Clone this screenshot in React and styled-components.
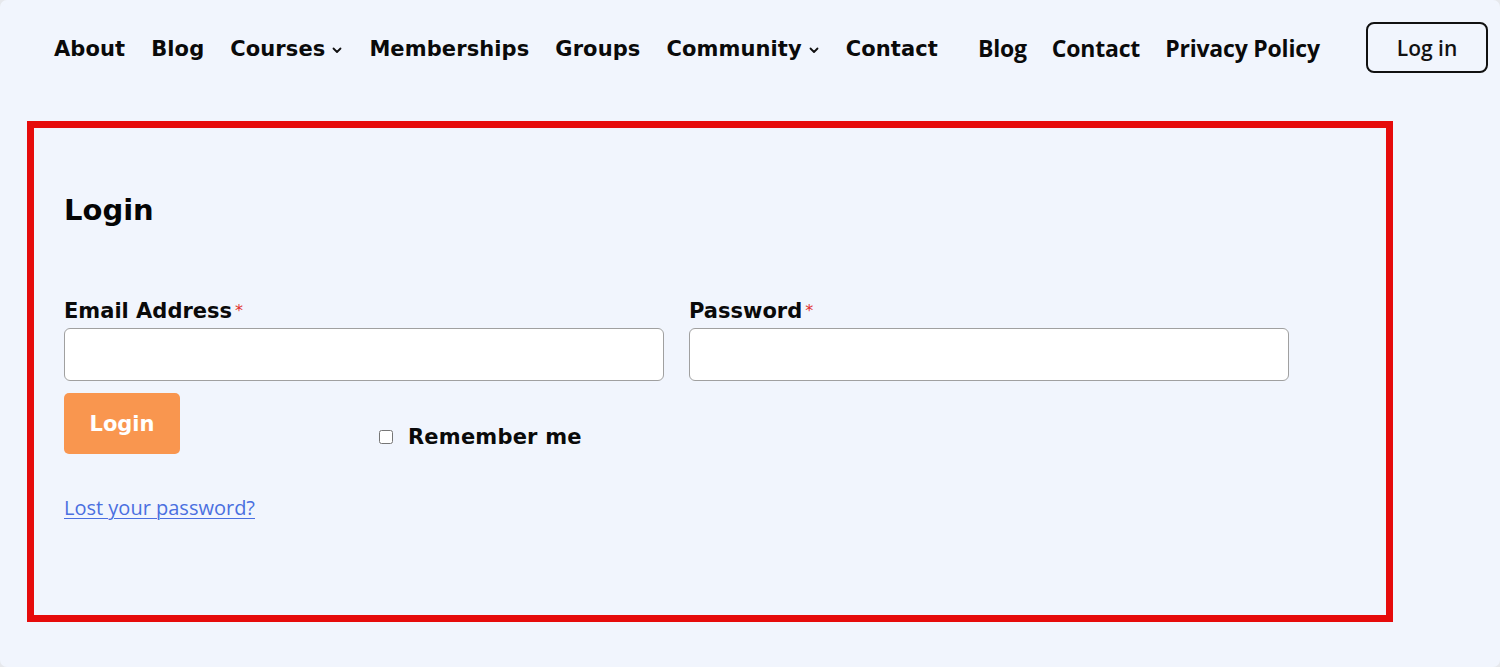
import React from 'react'
import styled, { createGlobalStyle } from 'styled-components'

const GlobalStyle = createGlobalStyle`
  html, body {
    margin: 0;
    padding: 0;
    background: #e6e8ec;
  }
  * { box-sizing: border-box; }
`;

// Marco de la pagina
const Page = styled.div`
  width: 1500px;
  height: 667px;
  background: #f1f5fd;
  border-radius: 7px;
  overflow: hidden;
`;

// Barra de navegacion
const Header = styled.header`
  display: flex;
  align-items: center;
  padding: 22px 12px 0 54px;
`;

const Menu = styled.nav`
  display: flex;
  align-items: center;
  gap: ${({ gap }) => gap}px;
  margin-left: ${({ offset }) => offset || 0}px;
`;

const MenuLink = styled.a`
  display: flex;
  align-items: center;
  height: 51px;
  padding-top: ${({ alt }) => (alt ? '0' : '2px')};
  color: #0a0a0a;
  text-decoration: none;
  font-family: ${({ alt }) => (alt ? '"Open Sans", sans-serif' : '"DejaVu Sans", sans-serif')};
  font-weight: 700;
  font-size: ${({ alt }) => (alt ? '23px' : '21px')};
  letter-spacing: ${({ alt }) => (alt ? '-0.2px' : '0.1px')};
  cursor: pointer;
`;

const Chevron = styled.svg`
  width: 12px;
  height: 12px;
  margin-left: 6px;
  margin-top: 2px;
`;

const LoginButton = styled.button`
  margin-left: auto;
  width: 122px;
  height: 51px;
  border: 2px solid #111;
  border-radius: 8px;
  background: transparent;
  color: #111;
  font-family: "Open Sans", sans-serif;
  font-weight: 600;
  font-size: 21px;
  cursor: pointer;
`;

// Caja del formulario
const Box = styled.section`
  margin: 48px 0 0 27px;
  width: 1366px;
  height: 501px;
  border: 7px solid #e60b0b;
  padding: 65px 30px 0;
`;

const Title = styled.h2`
  margin: 0;
  font-family: "DejaVu Sans", sans-serif;
  font-weight: 700;
  font-size: 29px;
  line-height: 35px;
  color: #050505;
`;

const Fields = styled.div`
  display: flex;
  gap: 25px;
  margin-top: 70px;
`;

const Field = styled.div`
  display: flex;
  flex-direction: column;
  width: 600px;
`;

const Label = styled.label`
  font-family: "DejaVu Sans", sans-serif;
  font-weight: 700;
  font-size: 21px;
  line-height: 26px;
  color: #0a0a0a;
  margin-bottom: 4px;
`;

const Required = styled.span`
  color: #e2302f;
  font-weight: 400;
  font-size: 16px;
  margin-left: 3px;
  vertical-align: top;
`;

const Input = styled.input`
  height: 53px;
  width: 100%;
  border: 1px solid #a0a0a0;
  border-radius: 6px;
  background: #fff;
  padding: 0 12px;
  font-size: 18px;
`;

const Actions = styled.div`
  display: flex;
  align-items: flex-start;
  margin-top: 12px;
`;

const Submit = styled.button`
  width: 116px;
  height: 61px;
  border: none;
  border-radius: 5px;
  background: #f9964f;
  color: #fff;
  font-family: "DejaVu Sans", sans-serif;
  font-weight: 700;
  font-size: 21px;
  cursor: pointer;
`;

const Remember = styled.label`
  display: flex;
  align-items: center;
  margin: 31px 0 0 199px;
  font-family: "DejaVu Sans", sans-serif;
  font-weight: 700;
  font-size: 21px;
  line-height: 26px;
  letter-spacing: 0.2px;
  color: #0a0a0a;
`;

const Check = styled.input`
  width: 14px;
  height: 14px;
  margin: 0 15px 0 0;
`;

const Lost = styled.a`
  display: inline-block;
  margin-top: 40px;
  font-family: "Open Sans", sans-serif;
  font-size: 20px;
  line-height: 28px;
  color: #4a6fe0;
  text-decoration: underline;
  text-underline-offset: 3px;
  text-decoration-thickness: 1px;
`;

const primary = [
  { title: 'About' },
  { title: 'Blog' },
  { title: 'Courses', sub: true },
  { title: 'Memberships' },
  { title: 'Groups' },
  { title: 'Community', sub: true },
  { title: 'Contact' },
];

const secondary = ['Blog', 'Contact', 'Privacy Policy'];

const App = () => {
  return (
    <>
      <GlobalStyle />
      <Page>
        <Header>
          <Menu gap={26}>
            {primary.map((item, index) => (
              <MenuLink key={index}>
                {item.title}
                {item.sub && (
                  <Chevron viewBox="0 0 12 12">
                    <path d="M2.5 4.5 L6 8 L9.5 4.5" fill="none" stroke="#111" strokeWidth="1.8" strokeLinecap="round" strokeLinejoin="round" />
                  </Chevron>
                )}
              </MenuLink>
            ))}
          </Menu>
          <Menu gap={25} offset={40}>
            {secondary.map((title, index) => (
              <MenuLink alt key={index}>{title}</MenuLink>
            ))}
          </Menu>
          <LoginButton>Log in</LoginButton>
        </Header>

        <Box>
          <Title>Login</Title>
          <Fields>
            <Field>
              <Label>Email Address<Required>*</Required></Label>
              <Input type="email" />
            </Field>
            <Field>
              <Label>Password<Required>*</Required></Label>
              <Input type="password" />
            </Field>
          </Fields>
          <Actions>
            <Submit>Login</Submit>
            <Remember>
              <Check type="checkbox" />
              Remember me
            </Remember>
          </Actions>
          <Lost href="#">Lost your password?</Lost>
        </Box>
      </Page>
    </>
  );
};

export default App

**STATED PROBLEM**
All of the lines above should be printed exactly, minus the pictures.

**TASK OUTPUT**
Clone this screenshot in React and styled-components.
import React from 'react'
import styled, { createGlobalStyle } from 'styled-components'

const GlobalStyle = createGlobalStyle`
  html, body {
    margin: 0;
    padding: 0;
    background: #e6e8ec;
  }
  * { box-sizing: border-box; }
`;

// Marco de la pagina
const Page = styled.div`
  width: 1500px;
  height: 667px;
  background: #f1f5fd;
  border-radius: 7px;
  overflow: hidden;
`;

// Barra de navegacion
const Header = styled.header`
  display: flex;
  align-items: center;
  padding: 22px 12px 0 54px;
`;

const Menu = styled.nav`
  display: flex;
  align-items: center;
  gap: ${({ gap }) => gap}px;
  margin-left: ${({ offset }) => offset || 0}px;
`;

const MenuLink = styled.a`
  display: flex;
  align-items: center;
  height: 51px;
  padding-top: ${({ alt }) => (alt ? '0' : '2px')};
  color: #0a0a0a;
  text-decoration: none;
  font-family: ${({ alt }) => (alt ? '"Open Sans", sans-serif' : '"DejaVu Sans", sans-serif')};
  font-weight: 700;
  font-size: ${({ alt }) => (alt ? '23px' : '21px')};
  letter-spacing: ${({ alt }) => (alt ? '-0.2px' : '0.1px')};
  cursor: pointer;
`;

const Chevron = styled.svg`
  width: 12px;
  height: 12px;
  margin-left: 6px;
  margin-top: 2px;
`;

const LoginButton = styled.button`
  margin-left: auto;
  width: 122px;
  height: 51px;
  border: 2px solid #111;
  border-radius: 8px;
  background: transparent;
  color: #111;
  font-family: "Open Sans", sans-serif;
  font-weight: 600;
  font-size: 21px;
  cursor: pointer;
`;

// Caja del formulario
const Box = styled.section`
  margin: 48px 0 0 27px;
  width: 1366px;
  height: 501px;
  border: 7px solid #e60b0b;
  padding: 65px 30px 0;
`;

const Title = styled.h2`
  margin: 0;
  font-family: "DejaVu Sans", sans-serif;
  font-weight: 700;
  font-size: 29px;
  line-height: 35px;
  color: #050505;
`;

const Fields = styled.div`
  display: flex;
  gap: 25px;
  margin-top: 70px;
`;

const Field = styled.div`
  display: flex;
  flex-direction: column;
  width: 600px;
`;

const Label = styled.label`
  font-family: "DejaVu Sans", sans-serif;
  font-weight: 700;
  font-size: 21px;
  line-height: 26px;
  color: #0a0a0a;
  margin-bottom: 4px;
`;

const Required = styled.span`
  color: #e2302f;
  font-weight: 400;
  font-size: 16px;
  margin-left: 3px;
  vertical-align: top;
`;

const Input = styled.input`
  height: 53px;
  width: 100%;
  border: 1px solid #a0a0a0;
  border-radius: 6px;
  background: #fff;
  padding: 0 12px;
  font-size: 18px;
`;

const Actions = styled.div`
  display: flex;
  align-items: flex-start;
  margin-top: 12px;
`;

const Submit = styled.button`
  width: 116px;
  height: 61px;
  border: none;
  border-radius: 5px;
  background: #f9964f;
  color: #fff;
  font-family: "DejaVu Sans", sans-serif;
  font-weight: 700;
  font-size: 21px;
  cursor: pointer;
`;

const Remember = styled.label`
  display: flex;
  align-items: center;
  margin: 31px 0 0 199px;
  font-family: "DejaVu Sans", sans-serif;
  font-weight: 700;
  font-size: 21px;
  line-height: 26px;
  letter-spacing: 0.2px;
  color: #0a0a0a;
`;

const Check = styled.input`
  width: 14px;
  height: 14px;
  margin: 0 15px 0 0;
`;

const Lost = styled.a`
  display: inline-block;
  margin-top: 40px;
  font-family: "Open Sans", sans-serif;
  font-size: 20px;
  line-height: 28px;
  color: #4a6fe0;
  text-decoration: underline;
  text-underline-offset: 3px;
  text-decoration-thickness: 1px;
`;

const primary = [
  { title: 'About' },
  { title: 'Blog' },
  { title: 'Courses', sub: true },
  { title: 'Memberships' },
  { title: 'Groups' },
  { title: 'Community', sub: true },
  { title: 'Contact' },
];

const secondary = ['Blog', 'Contact', 'Privacy Policy'];

const App = () => {
  return (
    <>
      <GlobalStyle />
      <Page>
        <Header>
          <Menu gap={26}>
            {primary.map((item, index) => (
              <MenuLink key={index}>
                {item.title}
                {item.sub && (
                  <Chevron viewBox="0 0 12 12">
                    <path d="M2.5 4.5 L6 8 L9.5 4.5" fill="none" stroke="#111" strokeWidth="1.8" strokeLinecap="round" strokeLinejoin="round" />
                  </Chevron>
                )}
              </MenuLink>
            ))}
          </Menu>
          <Menu gap={25} offset={40}>
            {secondary.map((title, index) => (
              <MenuLink alt key={index}>{title}</MenuLink>
            ))}
          </Menu>
          <LoginButton>Log in</LoginButton>
        </Header>

        <Box>
          <Title>Login</Title>
          <Fields>
            <Field>
              <Label>Email Address<Required>*</Required></Label>
              <Input type="email" />
            </Field>
            <Field>
              <Label>Password<Required>*</Required></Label>
              <Input type="password" />
            </Field>
          </Fields>
          <Actions>
            <Submit>Login</Submit>
            <Remember>
              <Check type="checkbox" />
              Remember me
            </Remember>
          </Actions>
          <Lost href="#">Lost your password?</Lost>
        </Box>
      </Page>
    </>
  );
};

export default App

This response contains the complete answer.